Mrs. Ha had also lodged complaints regarding the threat to release Vinh in a desolate area with Minister To Lam, Prime Minister Nguyen Xuan Phuc, the National Assembly Judicial Committee and its Chairwoman Nguyen Thi Kim Ngan, as well as Ho Thanh Dinh – The head of the Prison Management Bureau. However, all of her complaints eventually were passed down to Prison Center Number 5 to resolve.

“The person who threatened me and my husband was an officer at Center Number 5, and if all of my complaints were making their way back to this same place, then it would be meaningless. Both of us are feeling anxious and scared now that they (the prison guards) might try to harm Vinh one way or another,” Ha said.

On March 4, 2019, she also sent a letter to an alumni group consisting of her and Vinh’s former classmates at the People’s Security Academy, to suggest that if any one of them is going to accompany her on his release day, then please don’t bring any banner or poster so that they would be “in compliance with” the prison center’s request.

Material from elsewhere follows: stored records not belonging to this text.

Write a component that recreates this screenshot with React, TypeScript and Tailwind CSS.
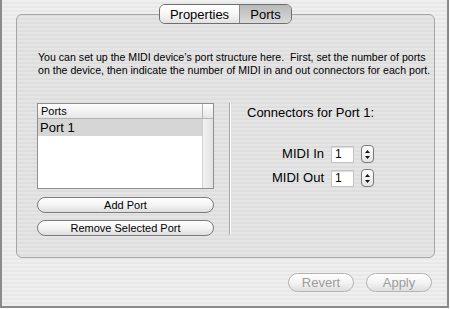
import React from 'react';

const font = { fontFamily: '"Liberation Sans", Arial, sans-serif' };

const Stepper = () => (
  <div className="flex h-[18px] w-[13px] flex-col items-center justify-center gap-[3px] rounded-[4px] border border-[#7a7a7a] bg-gradient-to-b from-white to-[#e4e4e4]">
    <svg width="5" height="3" viewBox="0 0 5 3">
      <path d="M0 3 L2.5 0 L5 3 Z" fill="#111" />
    </svg>
    <svg width="5" height="3" viewBox="0 0 5 3">
      <path d="M0 0 L2.5 3 L5 0 Z" fill="#111" />
    </svg>
  </div>
);

const PillButton = ({ label, disabled = false, className = '' }: { label: string; disabled?: boolean; className?: string }) => (
  <button
    className={
      'flex items-center justify-center rounded-full border bg-gradient-to-b from-white via-[#f4f4f4] to-[#dedede] ' +
      (disabled ? 'border-[#b4b4b4] text-[#9c9c9c] ' : 'border-[#7c7c7c] text-black ') +
      className
    }
  >
    {label}
  </button>
);

export default function App() {
  return (
    <div className="h-[309px] w-[450px] bg-white" style={font}>
      <div className="flex h-[308px] w-[449px] flex-col border-x-2 border-b-2 border-[#8a8a8a] bg-[repeating-linear-gradient(to_bottom,#efefef_0px,#efefef_2px,#e8e8e8_2px,#e8e8e8_4px)] pl-[14px] pt-[14px]">
        {/* Group box */}
        <div className="relative h-[244px] w-[419px] rounded-[6px] border border-[#a6a6a6] bg-black/[0.04] pl-[20px] pt-[36px]">
          {/* Segmented tabs */}
          <div className="absolute left-[142px] top-[-11px] flex h-[20px] w-[133px] overflow-hidden rounded-[6px] border border-[#6e6e6e] text-[13px] leading-none text-black">
            <div className="flex w-[80px] items-center justify-center border-r border-[#8a8a8a] bg-gradient-to-b from-white via-[#f7f7f7] to-[#e2e2e2]">
              Properties
            </div>
            <div className="flex flex-1 items-center justify-center bg-gradient-to-b from-[#b9b9b9] via-[#c9c9c9] to-[#dadada]">
              Ports
            </div>
          </div>

          <p className="ml-px text-[10.6px] leading-[13px] text-black">
            You can set up the MIDI device&#8217;s port structure here.&nbsp; First, set the number of ports
            <br />
            on the device, then indicate the number of MIDI in and out connectors for each port.
          </p>

          <div className="mt-[26px] flex">
            {/* Left column */}
            <div className="flex w-[177px] flex-col">
              <div className="flex h-[86px] flex-col border border-[#8f8f8f] bg-white">
                <div className="flex h-[15px] border-b border-[#b3b3b3] bg-gradient-to-b from-white to-[#e6e6e6]">
                  <div className="flex-1 pl-[3px] text-[11px] leading-[14px]">Ports</div>
                  <div className="w-[11px] border-l border-[#b3b3b3]" />
                </div>
                <div className="flex flex-1">
                  <div className="flex-1">
                    <div className="h-[17px] bg-[#d6d6d6] pl-[2px] text-[13px] leading-[17px]">Port 1</div>
                  </div>
                  <div className="w-[11px] border-l border-[#d0d0d0] bg-gradient-to-r from-[#f2f2f2] to-[#e2e2e2]" />
                </div>
              </div>
              <PillButton label="Add Port" className="mt-[8px] h-[16px] text-[11px]" />
              <PillButton label="Remove Selected Port" className="mt-[7px] h-[16px] text-[11px]" />
            </div>

            {/* Divider */}
            <div className="ml-[15px] h-[132px] w-[2px] border-r border-white bg-[#a9a9a9]" />

            {/* Right column */}
            <div className="flex flex-col pl-[16px] pt-[2px]">
              <div className="text-[13px] leading-[16px]">Connectors for Port 1:</div>
              <div className="mt-[24px] flex flex-col gap-[6px]">
                {[
                  ['MIDI In', '1'],
                  ['MIDI Out', '1'],
                ].map(([label, value]) => (
                  <div key={label} className="flex h-[18px] items-center">
                    <div className="w-[77px] text-right text-[13px]">{label}</div>
                    <div className="ml-[7px] flex h-[17px] w-[23px] items-center border border-[#c4c4c4] bg-white pl-[3px] text-[12px] shadow-[inset_0_1px_1px_rgba(0,0,0,0.15)]">
                      {value}
                    </div>
                    <div className="ml-[7px]">
                      <Stepper />
                    </div>
                  </div>
                ))}
              </div>
            </div>
          </div>
        </div>

        {/* Bottom buttons */}
        <div className="mt-[15px] flex justify-end gap-[12px] pr-[15px]">
          <PillButton label="Revert" disabled className="h-[19px] w-[66px] text-[13px]" />
          <PillButton label="Apply" disabled className="h-[19px] w-[66px] text-[13px]" />
        </div>
      </div>
    </div>
  );
}
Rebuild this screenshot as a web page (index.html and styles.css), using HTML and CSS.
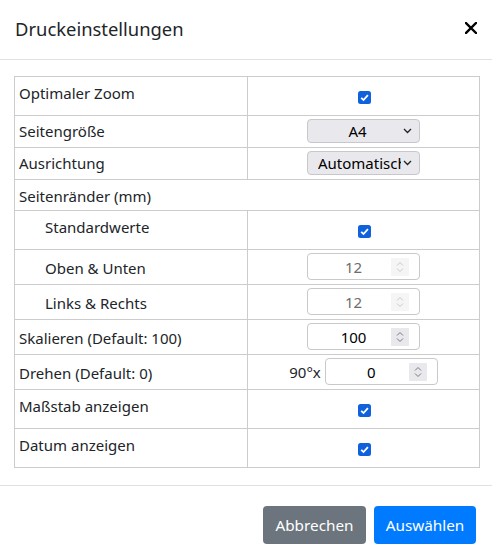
FILE: index.html
```html
<!DOCTYPE html>
<html lang="de">
<head>
<meta charset="utf-8">
<title>Druckeinstellungen</title>
<link rel="stylesheet" href="styles.css">
</head>
<body>
<div class="modal">
  <header class="modal-header">
    <h5 class="modal-title">Druckeinstellungen</h5>
    <span class="close" aria-label="Schließen">
      <svg width="12" height="12" viewBox="0 0 12 12"><path d="M1 1 L11 11 M11 1 L1 11" stroke="#000" stroke-width="2.4" stroke-linecap="square"/></svg>
    </span>
  </header>
  <div class="modal-body">
    <div class="settings">
      <div class="row row-check">
        <div class="label">Optimaler Zoom</div>
        <div class="ctrl"><span class="checkbox"><svg width="13" height="13" viewBox="0 0 13 13"><rect width="13" height="13" rx="2.5" fill="#0f62dc"/><path d="M3.2 6.8 L5.5 9 L9.9 4.2" fill="none" stroke="#fff" stroke-width="1.8"/></svg></span></div>
      </div>
      <div class="row row-select">
        <div class="label">Seitengröße</div>
        <div class="ctrl"><div class="select"><span class="sel-text sel-center">A4</span><svg class="chev" width="9" height="6" viewBox="0 0 9 6"><path d="M1 1 L4.5 4.5 L8 1" fill="none" stroke="#222" stroke-width="1.3"/></svg></div></div>
      </div>
      <div class="row row-select">
        <div class="label">Ausrichtung</div>
        <div class="ctrl"><div class="select"><span class="sel-text">Automatisch</span><svg class="chev" width="9" height="6" viewBox="0 0 9 6"><path d="M1 1 L4.5 4.5 L8 1" fill="none" stroke="#222" stroke-width="1.3"/></svg></div></div>
      </div>
      <div class="row row-section">
        <div class="label label-full">Seitenränder (mm)</div>
      </div>
      <div class="row row-check">
        <div class="label indent">Standardwerte</div>
        <div class="ctrl"><span class="checkbox"><svg width="13" height="13" viewBox="0 0 13 13"><rect width="13" height="13" rx="2.5" fill="#0f62dc"/><path d="M3.2 6.8 L5.5 9 L9.9 4.2" fill="none" stroke="#fff" stroke-width="1.8"/></svg></span></div>
      </div>
      <div class="row row-num">
        <div class="label indent">Oben &amp; Unten</div>
        <div class="ctrl"><div class="number disabled"><span class="num-val">12</span><span class="spin"><svg width="18" height="18" viewBox="0 0 18 18"><path d="M6 7.5 L9 4.5 L12 7.5 M6 10.5 L9 13.5 L12 10.5" fill="none" stroke="#c9c9c9" stroke-width="1"/></svg></span></div></div>
      </div>
      <div class="row row-num">
        <div class="label indent">Links &amp; Rechts</div>
        <div class="ctrl"><div class="number disabled"><span class="num-val">12</span><span class="spin"><svg width="18" height="18" viewBox="0 0 18 18"><path d="M6 7.5 L9 4.5 L12 7.5 M6 10.5 L9 13.5 L12 10.5" fill="none" stroke="#c9c9c9" stroke-width="1"/></svg></span></div></div>
      </div>
      <div class="row row-num">
        <div class="label">Skalieren (Default: 100)</div>
        <div class="ctrl"><div class="number"><span class="num-val">100</span><span class="spin"><svg width="18" height="18" viewBox="0 0 18 18"><path d="M6 7.5 L9 4.5 L12 7.5 M6 10.5 L9 13.5 L12 10.5" fill="none" stroke="#7a7a7a" stroke-width="1"/></svg></span></div></div>
      </div>
      <div class="row row-num">
        <div class="label">Drehen (Default: 0)</div>
        <div class="ctrl"><span class="prefix">90°x</span><div class="number"><span class="num-val">0</span><span class="spin"><svg width="18" height="18" viewBox="0 0 18 18"><path d="M6 7.5 L9 4.5 L12 7.5 M6 10.5 L9 13.5 L12 10.5" fill="none" stroke="#7a7a7a" stroke-width="1"/></svg></span></div></div>
      </div>
      <div class="row row-check">
        <div class="label">Maßstab anzeigen</div>
        <div class="ctrl"><span class="checkbox"><svg width="13" height="13" viewBox="0 0 13 13"><rect width="13" height="13" rx="2.5" fill="#0f62dc"/><path d="M3.2 6.8 L5.5 9 L9.9 4.2" fill="none" stroke="#fff" stroke-width="1.8"/></svg></span></div>
      </div>
      <div class="row row-check row-last">
        <div class="label">Datum anzeigen</div>
        <div class="ctrl"><span class="checkbox"><svg width="13" height="13" viewBox="0 0 13 13"><rect width="13" height="13" rx="2.5" fill="#0f62dc"/><path d="M3.2 6.8 L5.5 9 L9.9 4.2" fill="none" stroke="#fff" stroke-width="1.8"/></svg></span></div>
      </div>
    </div>
  </div>
  <footer class="modal-footer">
    <button class="btn btn-secondary">Abbrechen</button>
    <button class="btn btn-primary">Auswählen</button>
  </footer>
</div>
</body>
</html>
```
FILE: styles.css
```css
* { box-sizing: border-box; }
html, body { margin: 0; padding: 0; background: #fff; }
body {
  font-family: "Noto Sans", "Open Sans", sans-serif;
  font-size: 15px;
  color: #212529;
}
.modal { width: 492px; height: 558px; }

.modal-header {
  height: 60px;
  border-bottom: 1px solid #dee2e6;
  display: flex;
  align-items: center;
  justify-content: space-between;
  padding: 0 15px 1px 15px;
}
.modal-title {
  margin: 0;
  font-size: 18.4px;
  font-weight: 400;
  line-height: 24px;
}
.close { display: flex; width: 12px; height: 12px; margin-right: 0; margin-top: -2px; }

.modal-body { padding: 16px 12px 16px 14px; height: 425px; }

.settings {
  width: 466px;
  border: 1px solid #cccccc;
}
.row {
  display: grid;
  grid-template-columns: 233px 231px;
  border-bottom: 1px solid #cccccc;
}
.row-last { border-bottom: none; height: 38px; }
.row-check { height: 39px; }
.row-check.row-last { height: 38px; }
.row-select { height: 32px; }
.row-section { height: 31px; }
.row-num { height: 35px; }

.label {
  border-right: 1px solid #cccccc;
  padding-left: 4px;
  line-height: 24px;
  white-space: nowrap;
}
.label-full { grid-column: 1 / 3; border-right: none; padding-top: 4px; }
.indent { padding-left: 30px; }
.row-check .label { padding-top: 4px; }
.row-select .label { padding-top: 3px; }
.row-num .label { padding-top: 6px; }

.ctrl {
  display: flex;
  justify-content: center;
  align-items: flex-start;
}
.row-check .ctrl { padding-top: 14px; }
.row-select .ctrl { padding-top: 3px; }
.row-num .ctrl { padding-top: 3px; }

.checkbox { display: flex; width: 13px; height: 13px; margin-left: 1px; }

.select {
  width: 113px;
  height: 24px;
  background: #e9e9ed;
  border: 1px solid #c8c8cc;
  border-radius: 4px;
  display: flex;
  align-items: center;
  padding: 0 7px 0 10px;
  line-height: 22px;
  color: #000;
}
.sel-text { flex: 1; overflow: hidden; white-space: nowrap; }
.sel-center { text-align: center; padding-right: 4px; }
.chev { flex: none; margin-left: 2px; }

.number {
  width: 113px;
  height: 27px;
  border: 1px solid #c9c9c9;
  border-radius: 4px;
  background: #fff;
  display: flex;
  align-items: center;
  padding: 0 10px 0 10px;
  color: #000;
}
.num-val { flex: 1; text-align: center; line-height: 23px; padding-top: 2px; align-self: flex-start; }
.number.disabled { color: #6d6d6d; }
.spin { display: flex; width: 18px; height: 18px; background: #e9e9ed; margin-left: 2px; }
.number.disabled .spin { background: #f5f5f5; }
.prefix { line-height: 23px; padding-top: 3px; margin-right: 4px; }

.modal-footer {
  border-top: 1px solid #dee2e6;
  display: flex;
  justify-content: flex-end;
  gap: 8px;
  padding: 20px 16px 0 0;
}
.btn {
  font-family: inherit;
  font-size: 15.3px;
  color: #fff;
  border: none;
  border-radius: 4px;
  height: 38px;
  padding: 0;
  line-height: 38px;
}
.btn-secondary { background: #6c757d; width: 103px; }
.btn-primary { background: #007bff; width: 102px; }
```
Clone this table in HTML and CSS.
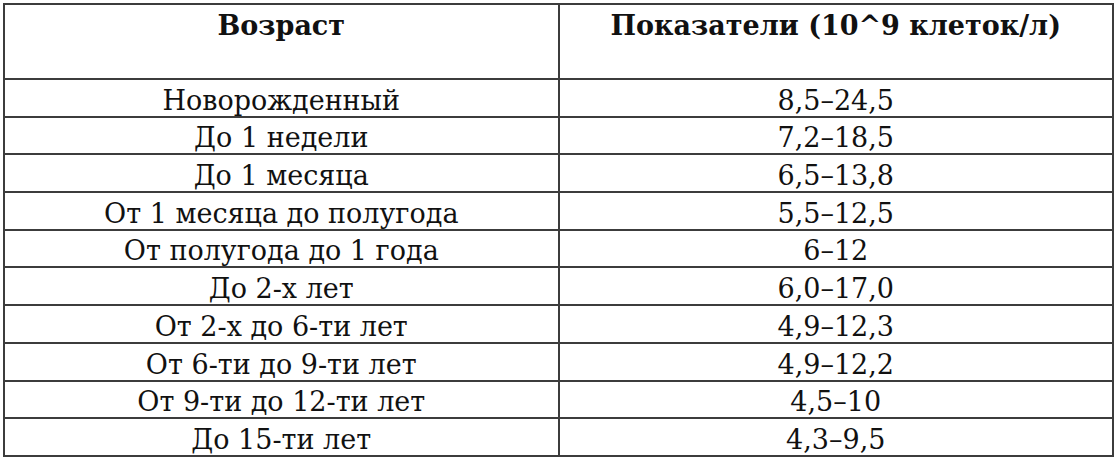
FILE: index.html
```html
<!DOCTYPE html>
<html lang="ru">
<head>
<meta charset="utf-8">
<link rel="stylesheet" href="styles.css">
</head>
<body>
<div class="page">
<table class="norms">
  <thead>
    <tr><th>Возраст</th><th>Показатели (10^9 клеток/л)</th></tr>
  </thead>
  <tbody>
    <tr><td>Новорожденный</td><td>8,5–24,5</td></tr>
    <tr><td>До 1 недели</td><td>7,2–18,5</td></tr>
    <tr><td>До 1 месяца</td><td>6,5–13,8</td></tr>
    <tr><td>От 1 месяца до полугода</td><td>5,5–12,5</td></tr>
    <tr><td>От полугода до 1 года</td><td>6–12</td></tr>
    <tr><td>До 2-х лет</td><td>6,0–17,0</td></tr>
    <tr><td>От 2-х до 6-ти лет</td><td>4,9–12,3</td></tr>
    <tr><td>От 6-ти до 9-ти лет</td><td>4,9–12,2</td></tr>
    <tr><td>От 9-ти до 12-ти лет</td><td>4,5–10</td></tr>
    <tr><td>До 15-ти лет</td><td>4,3–9,5</td></tr>
  </tbody>
</table>
</div>
</body>
</html>
```
FILE: styles.css
```css
html, body {
  margin: 0;
  padding: 0;
  background: #fff;
}
.page {
  padding: 3px 0 0 3px;
}
.norms {
  border-collapse: collapse;
  width: 1111px;
  table-layout: fixed;
  font-family: "DejaVu Serif", "Liberation Serif", serif;
  color: #111;
}
.norms th,
.norms td {
  border: 2px solid #3c3c3c;
  padding: 0;
  text-align: center;
  width: 50%;
}
.norms th {
  height: 75px;
  vertical-align: top;
  font-size: 27px;
  font-weight: bold;
  line-height: 28px;
  padding-top: 7px;
  box-sizing: border-box;
}
.norms td {
  height: 37.7px;
  font-size: 27px;
  line-height: 29px;
  vertical-align: bottom;
  padding-bottom: 1px;
  box-sizing: border-box;
}
```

*** This story was first written in Vietnamese by Tran Ha Linh for Luat Khoa magazine on April 12, 2019. The Vietnamese has reviewed all of the complaints and letters which Mrs. Ha submitted and the official reply from the prison center. But because we only received information from Mrs. Ha, we decided at this time not to reveal the names of the prison guard or of the man in police uniform mentioned in this story.